For Plato (429–347 bc), transcendence is not attained by the passionate faith of the whole person. It is achieved when reason, the “higher” or divine part of the soul, rises above the “lower,” animal part, above the fleeting perceptions and passions of the body. This rational detachment makes theoretical knowledge possible, where “contemplation” (theōria) is understood as a kind of disembodied seeing or reflection. For Plato, the essential truths that philosophy discovers have the same form as the immutable truths of geometry and arithmetic. In this way the philosopher becomes a disinterested spectator who transcends the contingent sensations of the body and comes to have a God’s-eye view of reality. This view allows him access to abstract Forms (eidē), which represent the timeless and eternal essence of things. Under Plato’s influence, the cognizing mind becomes the absolute authority by discovering an unchanging “reality” that lies behind the transitory “appearances” of the temporal body.

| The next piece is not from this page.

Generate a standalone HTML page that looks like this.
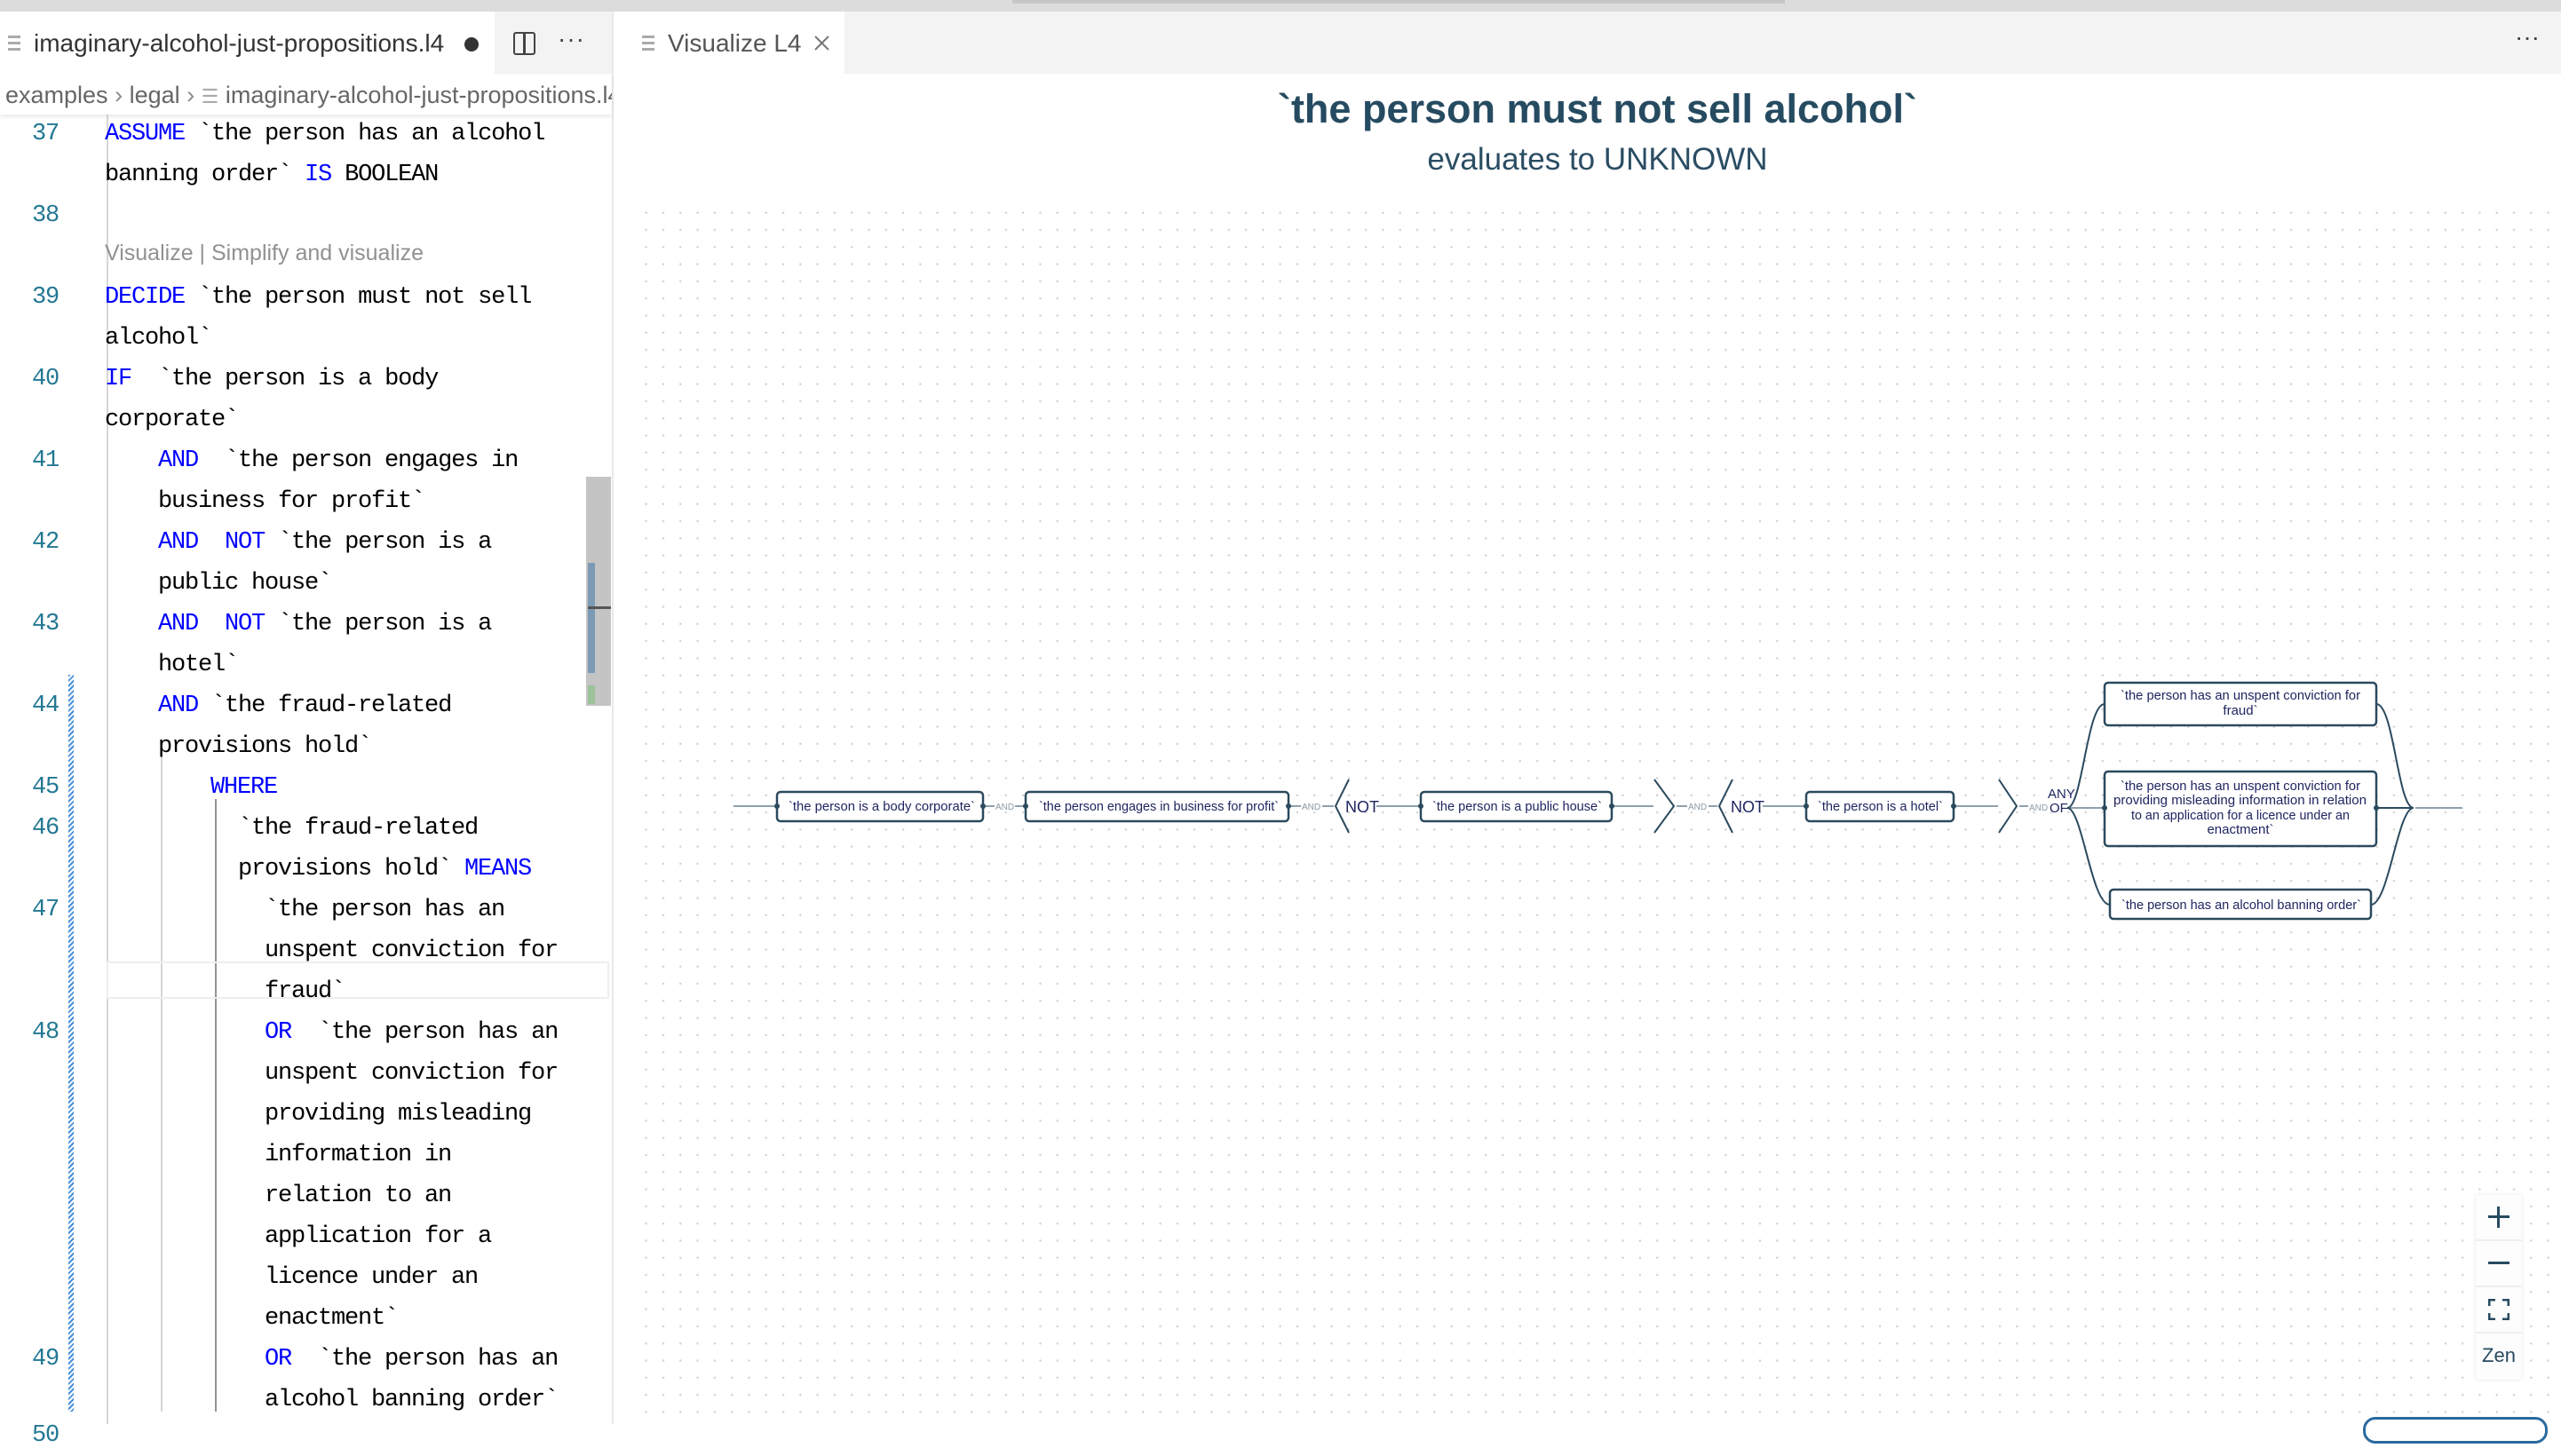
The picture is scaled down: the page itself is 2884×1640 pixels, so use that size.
<!DOCTYPE html>
<html><head><meta charset="utf-8"><style>
*{margin:0;padding:0;box-sizing:border-box}
body{width:2884px;height:1604px;overflow:hidden;background:#fff;position:relative;font-family:"Liberation Sans",sans-serif}
.abs{position:absolute}
.code{font-family:"Liberation Mono",monospace;font-size:27px;letter-spacing:-1.2px;white-space:pre;color:#000;line-height:46px;height:46px}
.ln{font-family:"Liberation Mono",monospace;font-size:27px;letter-spacing:-1.2px;color:#237893;line-height:46px;position:absolute;left:36px}
.k{color:#0000ff}
.ig{position:absolute;width:2px;background:#d6d6d6}
</style></head><body>
<div class="abs" style="left:0;top:0;width:2884px;height:13px;background:#dcdcdc"></div>
<div class="abs" style="left:1140px;top:0;width:870px;height:4px;background:#c6c6c6"></div>
<div class="abs" style="left:0;top:13px;width:2884px;height:70px;background:#f3f3f3"></div>
<div class="abs" style="left:0;top:13px;width:557px;height:70px;background:#fff"></div>
<div class="abs" style="left:9px;top:40px;width:14px;height:3px;background:#aaa;box-shadow:0 7px 0 #aaa,0 14px 0 #aaa"></div>
<div class="abs" style="left:38px;top:33px;font-size:28px;color:#333">imaginary-alcohol-just-propositions.l4</div>
<div class="abs" style="left:523px;top:42px;width:16px;height:16px;border-radius:50%;background:#333"></div>
<div class="abs" style="left:578px;top:36px;width:25px;height:26px;border:2.5px solid #444;border-radius:3px"></div>
<div class="abs" style="left:589px;top:36px;width:2.5px;height:26px;background:#444"></div>
<div class="abs" style="left:628px;top:28px;font-size:28px;color:#444;letter-spacing:1px">···</div>
<div class="abs" style="left:689px;top:13px;width:2px;height:1591px;background:#e8e8e8"></div>
<div class="abs" style="left:691px;top:13px;width:260px;height:70px;background:#fff"></div>
<div class="abs" style="left:723px;top:40px;width:14px;height:3px;background:#aaa;box-shadow:0 7px 0 #aaa,0 14px 0 #aaa"></div>
<div class="abs" style="left:752px;top:33px;font-size:28px;color:#555">Visualize L4</div>
<svg class="abs" style="left:917px;top:40px" width="17" height="17"><path d="M1 1L16 16M16 1L1 16" stroke="#777" stroke-width="2"/></svg>
<div class="abs" style="left:2832px;top:26px;font-size:28px;color:#444">···</div>
<div class="abs" style="left:0;top:83px;width:689px;height:46px;background:#fff;box-shadow:0 3px 4px rgba(0,0,0,.08);z-index:2"></div>
<div class="abs" style="left:6px;top:92px;font-size:27px;color:#666;white-space:nowrap;width:683px;overflow:hidden;z-index:3">examples <span style="color:#888">›</span> legal <span style="color:#888">›</span> <span style="color:#aaa;font-size:22px">☰</span> imaginary-alcohol-just-propositions.l4</div>

<div class="abs" style="left:0;top:4px;width:689px;height:1600px">
<div class="ig" style="left:120px;top:125px;height:1475px"></div>
<div class="ig" style="left:181px;top:846px;height:740px"></div>
<div class="ig" style="left:242px;top:896px;height:690px;background:#949494"></div>
<div class="abs" style="left:77px;top:756px;width:6px;height:830px;background:repeating-linear-gradient(135deg,#4a90d9 0 2px,#fff 2px 4px)"></div>
<div class="abs" style="left:120px;top:1079px;width:566px;height:42px;border:2px solid #eee"></div>
<div class="abs" style="left:660px;top:533px;width:28px;height:258px;background:#c4c4c4"></div>
<div class="abs" style="left:662px;top:630px;width:8px;height:124px;background:#7d9ab5"></div>
<div class="abs" style="left:662px;top:679px;width:26px;height:3px;background:#555"></div>
<div class="abs" style="left:662px;top:768px;width:8px;height:21px;background:#9cc29a"></div>

<div class="ln" style="top:124px">37</div>
<div class="ln" style="top:216px">38</div>
<div class="ln" style="top:308px">39</div>
<div class="ln" style="top:400px">40</div>
<div class="ln" style="top:492px">41</div>
<div class="ln" style="top:584px">42</div>
<div class="ln" style="top:676px">43</div>
<div class="ln" style="top:768px">44</div>
<div class="ln" style="top:860px">45</div>
<div class="ln" style="top:906px">46</div>
<div class="ln" style="top:998px">47</div>
<div class="ln" style="top:1136px">48</div>
<div class="ln" style="top:1504px">49</div>
<div class="ln" style="top:1590px">50</div>

<div class="abs code" style="left:118px;top:124px"><span class="k">ASSUME</span> `the person has an alcohol</div>
<div class="abs code" style="left:118px;top:170px">banning order` <span class="k">IS</span> BOOLEAN</div>
<div class="abs" style="left:118px;top:258px;font-size:25px;line-height:46px;color:#919191">Visualize | Simplify and visualize</div>
<div class="abs code" style="left:118px;top:308px"><span class="k">DECIDE</span> `the person must not sell</div>
<div class="abs code" style="left:118px;top:354px">alcohol`</div>
<div class="abs code" style="left:118px;top:400px"><span class="k">IF</span>  `the person is a body</div>
<div class="abs code" style="left:118px;top:446px">corporate`</div>
<div class="abs code" style="left:178px;top:492px"><span class="k">AND</span>  `the person engages in</div>
<div class="abs code" style="left:178px;top:538px">business for profit`</div>
<div class="abs code" style="left:178px;top:584px"><span class="k">AND</span>  <span class="k">NOT</span> `the person is a</div>
<div class="abs code" style="left:178px;top:630px">public house`</div>
<div class="abs code" style="left:178px;top:676px"><span class="k">AND</span>  <span class="k">NOT</span> `the person is a</div>
<div class="abs code" style="left:178px;top:722px">hotel`</div>
<div class="abs code" style="left:178px;top:768px"><span class="k">AND</span> `the fraud-related</div>
<div class="abs code" style="left:178px;top:814px">provisions hold`</div>
<div class="abs code" style="left:237px;top:860px"><span class="k">WHERE</span></div>
<div class="abs code" style="left:268px;top:906px">`the fraud-related</div>
<div class="abs code" style="left:268px;top:952px">provisions hold` <span class="k">MEANS</span></div>
<div class="abs code" style="left:298px;top:998px">`the person has an</div>
<div class="abs code" style="left:298px;top:1044px">unspent conviction for</div>
<div class="abs code" style="left:298px;top:1090px">fraud`</div>
<div class="abs code" style="left:298px;top:1136px"><span class="k">OR</span>  `the person has an</div>
<div class="abs code" style="left:298px;top:1182px">unspent conviction for</div>
<div class="abs code" style="left:298px;top:1228px">providing misleading</div>
<div class="abs code" style="left:298px;top:1274px">information in</div>
<div class="abs code" style="left:298px;top:1320px">relation to an</div>
<div class="abs code" style="left:298px;top:1366px">application for a</div>
<div class="abs code" style="left:298px;top:1412px">licence under an</div>
<div class="abs code" style="left:298px;top:1458px">enactment`</div>
<div class="abs code" style="left:298px;top:1504px"><span class="k">OR</span>  `the person has an</div>
<div class="abs code" style="left:298px;top:1550px">alcohol banning order`</div>
</div>

<div class="abs" style="left:710px;top:222px;width:2174px;height:1382px;background-image:radial-gradient(circle,#d2d2d2 1px,transparent 1.5px);background-size:19.3px 19.3px;background-position:8px 8px"></div>
<div class="abs" style="left:691px;top:97px;width:2216px;text-align:center;font-size:45px;font-weight:bold;color:#264b61">`the person must not sell alcohol`</div>
<div class="abs" style="left:691px;top:160px;width:2216px;text-align:center;font-size:35px;color:#2a4d63">evaluates to UNKNOWN</div>

<svg class="abs" style="left:0;top:0" width="2884" height="1604" font-family="Liberation Sans, sans-serif">
<g stroke="#8fa0ad" stroke-width="2" fill="none">
<line x1="826" y1="908" x2="875" y2="908"/>
<line x1="1107" y1="908" x2="1120" y2="908"/><line x1="1143" y1="908" x2="1155" y2="908"/>
<line x1="1451" y1="908" x2="1465" y2="908"/><line x1="1489" y1="908" x2="1502" y2="908"/>
<line x1="1550" y1="908" x2="1600" y2="908"/>
<line x1="1815" y1="908" x2="1862" y2="908"/>
<line x1="1888" y1="908" x2="1900" y2="908"/><line x1="1924" y1="908" x2="1934" y2="908"/>
<line x1="1985" y1="908" x2="2034" y2="908"/>
<line x1="2200" y1="908" x2="2250" y2="908"/>
<line x1="2274" y1="908" x2="2284" y2="908"/>
<line x1="2328" y1="910" x2="2370" y2="910"/>
<line x1="2720" y1="910" x2="2773" y2="910"/>
</g>
<g stroke="#2b4a5e" stroke-width="2" fill="none">
<path d="M1519 878 L1504 908 L1519 938"/>
<path d="M1863 878 L1885 908 L1863 938"/>
<path d="M1951 878 L1936 908 L1951 938"/>
<path d="M2251 878 L2271 908 L2251 938"/>
<path d="M2328 910 C2345 910 2350 793 2370 793"/>
<path d="M2328 910 C2345 910 2355 1019 2376 1019"/>
<path d="M2676 793 C2696 793 2700 910 2718 910"/>
<path d="M2670 1019 C2690 1019 2700 910 2718 910"/>
<path d="M2665 910 L2718 910"/>
</g>
<g stroke="#2b4a5e" stroke-width="2.5" fill="#fff">
<rect x="875" y="892" width="232" height="33" rx="4"/>
<rect x="1155" y="892" width="296" height="33" rx="4"/>
<rect x="1600" y="892" width="215" height="33" rx="4"/>
<rect x="2034" y="892" width="166" height="33" rx="4"/>
<rect x="2370" y="769" width="306" height="48" rx="4"/>
<rect x="2370" y="869" width="306" height="84" rx="4"/>
<rect x="2376" y="1002" width="294" height="33" rx="4"/>
</g>
<g fill="#2b4a5e">
<circle cx="875" cy="908" r="3"/><circle cx="1107" cy="908" r="3"/><circle cx="1155" cy="908" r="3"/><circle cx="1451" cy="908" r="3"/>
<circle cx="1600" cy="908" r="3"/><circle cx="1815" cy="908" r="3"/><circle cx="2034" cy="908" r="3"/><circle cx="2200" cy="908" r="3"/>
<circle cx="2370" cy="910" r="3"/><circle cx="2676" cy="910" r="3"/>
</g>
<g fill="#1f2560" font-size="15">
<text x="888" y="913" textLength="210" lengthAdjust="spacingAndGlyphs">`the person is a body corporate`</text>
<text x="1170" y="913" textLength="270" lengthAdjust="spacingAndGlyphs">`the person engages in business for profit`</text>
<text x="1613" y="913" textLength="191" lengthAdjust="spacingAndGlyphs">`the person is a public house`</text>
<text x="2047" y="913" textLength="141" lengthAdjust="spacingAndGlyphs">`the person is a hotel`</text>
<text x="2388" y="788" textLength="270" lengthAdjust="spacingAndGlyphs">`the person has an unspent conviction for</text>
<text x="2523" y="805" text-anchor="middle">fraud`</text>
<text x="2388" y="890" textLength="270" lengthAdjust="spacingAndGlyphs">`the person has an unspent conviction for</text>
<text x="2380" y="906" textLength="285" lengthAdjust="spacingAndGlyphs">providing misleading information in relation</text>
<text x="2400" y="923" textLength="246" lengthAdjust="spacingAndGlyphs">to an application for a licence under an</text>
<text x="2523" y="939" text-anchor="middle">enactment`</text>
<text x="2389" y="1024" textLength="270" lengthAdjust="spacingAndGlyphs">`the person has an alcohol banning order`</text>
</g>
<g fill="#8a9aa6" font-size="10">
<text x="1121" y="912">AND</text><text x="1466" y="912">AND</text><text x="1901" y="912">AND</text><text x="2285" y="913">AND</text>
</g>
<g fill="#1f2560" font-size="18">
<text x="1515" y="915">NOT</text><text x="1949" y="915">NOT</text>
<text x="2306" y="899" font-size="15">ANY</text><text x="2308" y="915" font-size="15">OF</text>
</g>
</svg>

<div class="abs" style="left:2788px;top:1346px;width:52px;height:208px;background:#eee;box-shadow:0 0 4px rgba(0,0,0,.1)"></div>
<div class="abs" style="left:2788px;top:1346px;width:52px;height:50px;background:#fdfdfd"></div>
<div class="abs" style="left:2788px;top:1398px;width:52px;height:50px;background:#fdfdfd"></div>
<div class="abs" style="left:2788px;top:1450px;width:52px;height:50px;background:#fdfdfd"></div>
<div class="abs" style="left:2788px;top:1502px;width:52px;height:52px;background:#fdfdfd"></div>
<div class="abs" style="left:2802px;top:1369px;width:24px;height:3px;background:#274b60"></div>
<div class="abs" style="left:2812px;top:1359px;width:3px;height:24px;background:#274b60"></div>
<div class="abs" style="left:2802px;top:1421px;width:24px;height:3px;background:#274b60"></div>
<svg class="abs" style="left:2802px;top:1463px" width="24" height="24"><path d="M1 8V1H8 M16 1H23V8 M23 16V23H16 M8 23H1V16" stroke="#274b60" stroke-width="3" fill="none"/></svg>
<div class="abs" style="left:2788px;top:1514px;width:52px;text-align:center;font-size:22px;color:#274b60">Zen</div>
<div class="abs" style="left:2661px;top:1596px;width:208px;height:30px;border:3px solid #2a6aa0;border-radius:14px"></div>
</body></html>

We see, then, that – to simplify the picture – the tradition of Greek reason conflicts with the Judaic worldview in two important ways. First, philosophy à la Plato provides a kind of intellectual protection or salvation from the experience of anguish and dread that is so vital to the Hebrew interpretation of faith. By focusing on knowledge of abstract forms, the philosopher rises above the horrifying predicament that biblical figures such as Job had to face. Second, Greek reason privileges a conception of transcendence that is attained from a disembodied theoretical position. Indeed, for Plato, what distinguishes us as human beings is not our impassioned faith in an unknowable and fearsome God but the soul’s ability to rationally detach from these emotional upheavals. It is only when such detachment is attained that we arrive at a domain of truth that is immutable and timeless. The consequence of these conflicting versions of transcendence is a tension between two conceptions of selfhood in the West, one where the God of Abraham tells us to live one way and the God of Greek reason tells us to live another (Dreyfus 2012, 97). The self, in the words of the Spanish existentialist Miguel de Unamuno (1864–1936), emerges as a “conflict” or “contradiction,” pulled apart by an inner struggle between “the heart and the head,” between faith and reason (1954, 260). For figures such as Unamuno, the tragedy of being human lies in part in the fact that this contradiction cannot be eradicated or overcome by separating the abstract truths of reason from the concrete commitments of faith. Such a separation is a denial of the wholeness of the human being and of the anguished uncertainty and doubt at the core of our situation.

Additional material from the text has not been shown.